Gut Microbiota: Perkembangannya pada Manusia
Oleh Tim Peneliti Pusat Studi Pangan dan Gizi UGM
Saat ini ilmu gut microbiota berkembang dengan pesat, terutama didukung oleh peralatan canggih yang secara cepat dapat digunakan untuk menjelaskan berbagai jenis mikroorganisme yang terdapat dalam saluran pencernaan manusia. Berawal dari ketertarikan Theodor Escherich (1857-1911) terhadap faktor penyebab diare pada bayi. Dia menggoreskan feses bayi pada gelas preparat dilanjutkan dengan pengamatan menggunakan mikroskop. Hasil dari pengamatan tersebut diperoleh perbedaan komposisi populasi bakteri pada feses bayi yang minum air susu ibu (ASI) dan susu botol. Dia memberi nama Bacterium coli communior sebagai bakteri yang dominan pada feses, bakteri ini diperkirakan mencerminkan keberadaan bakteri pada kolon, yang selanjutnya diberi nama Escherichia coli. Selain itu, pada Tahun 1899 Tissier menemukan bahwa bakteri Probiotik dan Gut Microbiota yang predominan pada usus bayi ASI adalah bakteri anaerob yang diberi nama Bacillus bifidus, yaitu bakteri yang berbentuk bifid (Y). Penelitian ini merupakan awal dari penemuan Bifidobacterium yaitu bakteri yang dikenal baik pada usus manusia. Metchnikoff (1908) juga melakukan pengamatan terhadap orang Bulgaria yang tetap sehat saat berusia lanjut, diduga berasal dari konsumsi yogurt yang mengandung bakteri hidup, Lactobacillus. Teori ini menjadi landasan konsep probiotik yang saat ini diartikan sebagai konsumsi sel hidup yang memiliki efek kesehatan bagi tubuh. Ketiga peneliti ini merupakan pionir di bidang penelitian mikrobiota usus (gut microbiota). Penelitian tentang gut microbiota saat ini juga sedang dilakukan oleh Tim Peneliti Probiotik – Gut Microbiota Fakultas Teknologi Pertanian, Universitas Gadjah Mada (FTP-UGM). Diharapkan, data yang diperoleh dapat digunakan untuk mengetahui hubungan antara pola makan, gut microbiota, dan kondisi kesehatan.
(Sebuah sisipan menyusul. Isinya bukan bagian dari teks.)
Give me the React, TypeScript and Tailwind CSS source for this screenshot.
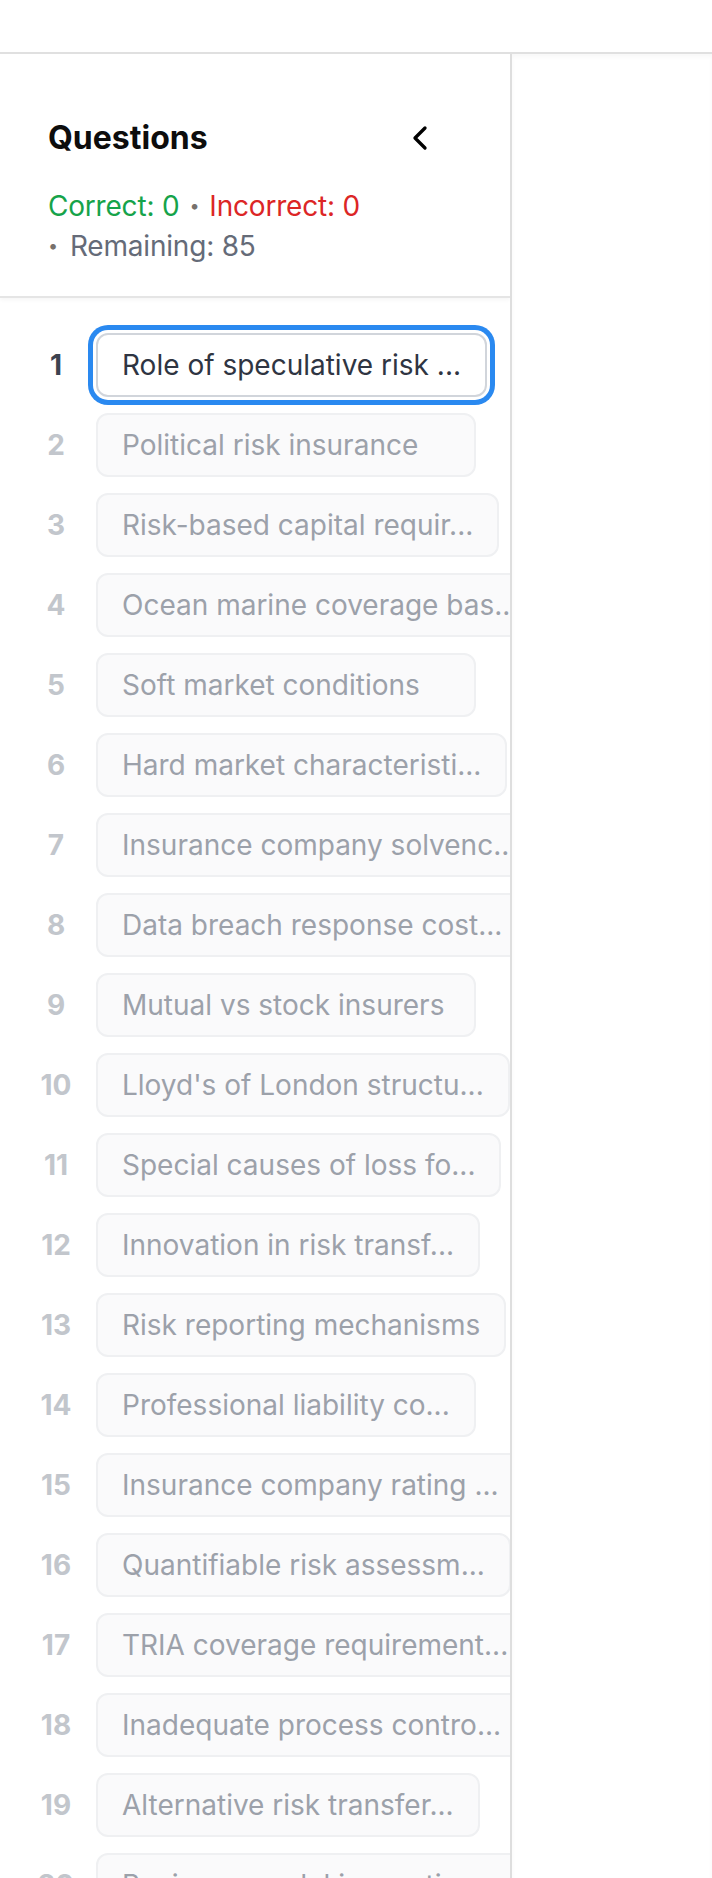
import { ChevronLeft } from 'lucide-react';

const questions = [
  'Role of speculative risk ...',
  'Political risk insurance',
  'Risk-based capital requir...',
  'Ocean marine coverage bas...',
  'Soft market conditions',
  'Hard market characteristi...',
  'Insurance company solvenc...',
  'Data breach response cost...',
  'Mutual vs stock insurers',
  "Lloyd's of London structu...",
  'Special causes of loss fo...',
  'Innovation in risk transf...',
  'Risk reporting mechanisms',
  'Professional liability co...',
  'Insurance company rating ...',
  'Quantifiable risk assessm...',
  'TRIA coverage requirement...',
  'Inadequate process contro...',
  'Alternative risk transfer...',
  'Business model innovation...',
];

function QuestionRow({ index, label, active }: Readonly<{ index: number; label: string; active: boolean }>) {
  return (
    <div className="flex items-center gap-2">
      <span
        className={`w-16 shrink-0 text-center text-[28px] leading-10 font-bold ${active ? 'text-[#3c4250]' : 'text-[#c2c6cc]'}`}
      >
        {index + 1}
      </span>
      <button
        className={
          active
            ? 'shrink-0 min-w-[380px] whitespace-nowrap text-left rounded-xl border-2 border-[#d1d5db] bg-white px-6 py-[10px] text-[28px] leading-10 text-[#2f3542] ring-[5px] ring-[#2a89f0] ring-offset-[3px] ring-offset-white'
            : 'shrink-0 min-w-[380px] whitespace-nowrap text-left rounded-xl border-2 border-[#eff0f2] bg-[#fafafb] px-6 py-[10px] text-[28px] leading-10 text-[#9ca1aa]'
        }
      >
        {label}
      </button>
    </div>
  );
}

export default function App() {
  return (
    <div className="flex h-screen flex-col overflow-hidden bg-white font-['Inter','Noto_Sans',sans-serif]">
      <header className="h-[54px] shrink-0 border-b-2 border-[#e0e0e0] bg-white" />
      <div className="flex min-h-0 flex-1">
        <aside className="relative z-10 flex w-[512px] shrink-0 flex-col overflow-hidden border-r-2 border-[#dedede] bg-white">
          <div className="shrink-0 border-b-2 border-[#e5e5e5] pl-12 pr-[54px] pt-12 pb-[30px] shadow-[0_2px_4px_rgba(0,0,0,0.04)]">
            <div className="flex items-center justify-between">
              <h2 className="text-[32px] leading-[48px] font-bold text-[#0d0d0d]">Questions</h2>
              <button className="p-4 text-black" aria-label="Collapse">
                <ChevronLeft size={40} strokeWidth={2} />
              </button>
            </div>
            <div className="mt-3 flex flex-wrap items-center gap-x-[10px] text-[28px] leading-10 tracking-[-0.2px]">
              <span className="text-[#16a34a]">Correct: 0</span>
              <span className="text-[18px] text-[#77716c]">•</span>
              <span className="text-[#dc2626]">Incorrect: 0</span>
              <span className="flex items-center gap-[12px]">
                <span className="text-[18px] text-[#77716c]">•</span>
                <span className="text-[#656b78]">Remaining: 85</span>
              </span>
            </div>
          </div>
          <div className="flex flex-col gap-4 pl-6 pt-[35px]">
            {questions.map((q, i) => (
              <QuestionRow key={q} index={i} label={q} active={i === 0} />
            ))}
          </div>
        </aside>
        <main className="flex-1 bg-white shadow-[inset_0_3px_4px_rgba(0,0,0,0.03)]" />
      </div>
    </div>
  );
}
Kini, dengan menggunakan teknik molekuler seperti teknik PCR (Polimerase Chain Reaction) dengan berbagai jenis primer tidak hanya bakteri-bakteri yang telah dikulturkan saja yang dapat terdeteksi, namun juga termasuk unculturable microorganism, yang justru lebih dominan di dalam usus sehingga jenis maupun jumlah mikroorganisme yang terdapat di saluran pencernaan dapat diperkirakan. Apalagi didukung dengan peralatan canggih seperti Next Generation Sequencing (NGS) dapat diperoleh informasi megenai microbiota, microbiome, metagenomic, metatranscriptomic, metabolomics, gene profile. Selanjutnya, metode kultur maupun metode non kultur dapat digunakan untuk menjawab mikroorganisme yang terdapat dalam mikrobiota usus. Dengan NGS dapat dilakukan gen profiling serta analisis berbagai gen-gen fungsional yang terdapat pada komunitas mikrobiota usus. Gen profi ling dan gen-gen fungsional dapat digunakan untuk mengetahui kegiatan yang dilakukan oleh mirobiota usus.
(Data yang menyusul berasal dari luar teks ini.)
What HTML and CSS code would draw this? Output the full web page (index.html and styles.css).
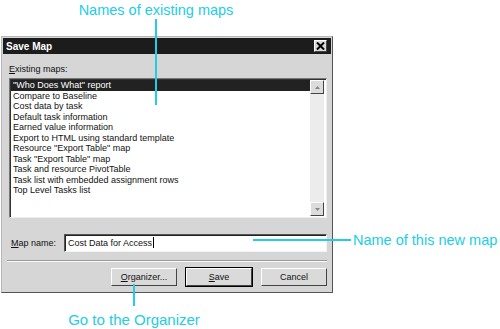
FILE: index.html
```html
<!DOCTYPE html>
<html lang="en">
<head>
    <meta charset="UTF-8">
    <title>Save Map</title>
    <link rel="stylesheet" href="styles.css">
</head>
<body>
    <div class="figure">
        <div class="callout callout-top">
            <span class="callout-text">Names of existing maps</span>
        </div>

        <div class="dialog">
            <div class="titlebar">
                <span class="title">Save Map</span>
                <span class="close-btn">
                    <svg width="9" height="8" viewBox="0 0 9 8"><path d="M1 0.5 L8 7.5 M8 0.5 L1 7.5" stroke="#000" stroke-width="2"/></svg>
                </span>
            </div>
            <div class="dialog-body">
                <div class="label"><u>E</u>xisting maps:</div>
                <div class="listbox">
                    <ul class="items">
                        <li class="selected">"Who Does What" report</li>
                        <li>Compare to Baseline</li>
                        <li>Cost data by task</li>
                        <li>Default task information</li>
                        <li>Earned value information</li>
                        <li>Export to HTML using standard template</li>
                        <li>Resource "Export Table" map</li>
                        <li>Task "Export Table" map</li>
                        <li>Task and resource PivotTable</li>
                        <li>Task list with embedded assignment rows</li>
                        <li>Top Level Tasks list</li>
                    </ul>
                    <div class="scrollbar">
                        <span class="arrow-btn"><svg width="5" height="3" viewBox="0 0 5 3"><path d="M0 3 L2.5 0 L5 3Z" fill="#888"/></svg></span>
                        <span class="track"></span>
                        <span class="arrow-btn"><svg width="5" height="3" viewBox="0 0 5 3"><path d="M0 0 L2.5 3 L5 0Z" fill="#888"/></svg></span>
                    </div>
                </div>
                <div class="name-row">
                    <span class="label"><u>M</u>ap name:</span>
                    <div class="textbox">Cost Data for Access<span class="caret"></span></div>
                </div>
                <div class="separator"></div>
                <div class="buttons">
                    <button class="btn"><u>O</u>rganizer...</button>
                    <button class="btn btn-default"><u>S</u>ave</button>
                    <button class="btn">Cancel</button>
                </div>
            </div>
        </div>

        <div class="callout callout-right">
            <span class="line-h"></span>
            <span class="callout-text">Name of this new map</span>
        </div>
        <div class="callout callout-bottom">
            <span class="callout-text">Go to the Organizer</span>
        </div>
    </div>
</body>
</html>
```

FILE: styles.css
```css
body {
    margin: 0;
    background: #fff;
    font-family: "Liberation Sans", Arial, sans-serif;
}
.figure {
    position: relative;
    width: 500px;
    height: 329px;
    overflow: hidden;
}

/* dialog */
.dialog {
    margin: 36px 0 0 1px;
    width: 330px;
    height: 255px;
    background: #d6d6d6;
    border: 1px solid #b8b8b8;
    border-right-color: #555;
    border-bottom-color: #555;
    font-size: 9px;
    color: #111;
}
.titlebar {
    display: flex;
    align-items: center;
    justify-content: space-between;
    height: 16px;
    margin: 1px;
    padding: 0 4px 0 3px;
    background: #1c1c1c;
}
.title {
    color: #fff;
    font-weight: bold;
    font-size: 10px;
}
.close-btn {
    display: flex;
    align-items: center;
    justify-content: center;
    width: 11px;
    height: 10px;
    background: #d8d8d8;
    border: 1px solid #fff;
    border-right-color: #444;
    border-bottom-color: #444;
}
.dialog-body {
    padding: 8px 5px 0 7px;
}
.label {
    line-height: 12px;
}
.listbox {
    display: flex;
    height: 138px;
    margin-top: 3px;
    background: #fff;
    border: 1px solid #777;
    border-right-color: #eee;
    border-bottom-color: #eee;
    box-shadow: inset 1px 1px 0 #333;
}
.items {
    flex: 1;
    list-style: none;
    margin: 1px 0 0 1px;
    padding: 0;
}
.items li {
    height: 10.5px;
    line-height: 10.5px;
    padding-left: 2px;
}
.items li.selected {
    background: #222;
    color: #fff;
}
.scrollbar {
    display: flex;
    flex-direction: column;
    width: 14px;
    margin: 1px 2px 1px 0;
    background: #ececec;
}
.arrow-btn {
    display: flex;
    align-items: center;
    justify-content: center;
    height: 12px;
    background: #dcdcdc;
    border: 1px solid #fff;
    border-right-color: #444;
    border-bottom-color: #444;
}
.track {
    flex: 1;
}
.name-row {
    display: flex;
    align-items: center;
    gap: 8px;
    margin-top: 16px;
    padding-left: 2px;
}
.textbox {
    flex: 1;
    height: 16px;
    line-height: 16px;
    padding-left: 3px;
    background: #fff;
    border: 1px solid #555;
    border-right-color: #f4f4f4;
    border-bottom-color: #f4f4f4;
    box-shadow: inset 1px 1px 0 #222;
}
.caret {
    display: inline-block;
    width: 1px;
    height: 11px;
    margin-left: 1px;
    vertical-align: -2px;
    background: #000;
}
.separator {
    height: 0;
    margin: 8px 0 0 -2px;
    border-top: 1px solid #999;
    border-bottom: 1px solid #fafafa;
}
.buttons {
    display: flex;
    justify-content: flex-end;
    gap: 9px;
    margin-top: 6px;
}
.btn {
    width: 66px;
    height: 18px;
    padding: 0;
    font-family: inherit;
    font-size: 9px;
    color: #111;
    background: #dadada;
    border: 1px solid #fff;
    border-right-color: #444;
    border-bottom-color: #444;
}
.btn-default {
    outline: 1px solid #000;
}

/* annotations */
.callout {
    position: absolute;
    color: #22cde6;
    font-size: 14.5px;
}
.callout-top {
    left: 76px;
    top: 2px;
    width: 160px;
    text-align: center;
}
.callout-top::after {
    content: "";
    display: block;
    width: 2px;
    height: 86px;
    margin: 1px auto 0;
    background: #22cde6;
}
.callout-right {
    left: 253px;
    top: 232px;
    display: flex;
    align-items: center;
    gap: 2px;
}
.line-h {
    width: 98px;
    height: 2px;
    background: #22cde6;
}
.callout-bottom {
    left: 62px;
    top: 284px;
    width: 144px;
    font-size: 15px;
    text-align: center;
}
.callout-bottom::before {
    content: "";
    display: block;
    width: 2px;
    height: 22px;
    margin: 0 auto 5px;
    background: #22cde6;
}
```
Saat ini penelitian mikrobiota usus dilakukan dari hasil analisis mikrobiota yang ada pada feses volunteer. Walaupun mungkin ada perbedaan yang signifikan antara mikrobiota yang benar-benar berada di dalam usus namun, sampel yang mencerminkan usus melalui endoskopi sulit untuk dilakukan. Oleh sebab itu, sampai dengan saat ini, walaupun disebutkan sebagai gut microbiota, namun secara umum dapat dipahami bahwa kenyataannya yang dimaksud yaitu fecal microbiota. Diharapkan, mikrobiota feses ini dapat mencerminkan keberadaan mikrobiota usus. Saat ini, mikrobiota usus tidak hanya dikaitkan dengan penyakit saluran pencernaan saja, namun juga penyakit-penyakit yang tampaknya tidak ada hubungannya, tapi dari hasil penelitian terkini ternyata ada kaitannya satu dengan yang lain, yaitu diabetes tipe II, kegemukan, obesitas, depresi, anorexia nervosa, autism, penyakit parkinson, alergi, asma, liver, dan corona virus disease-19.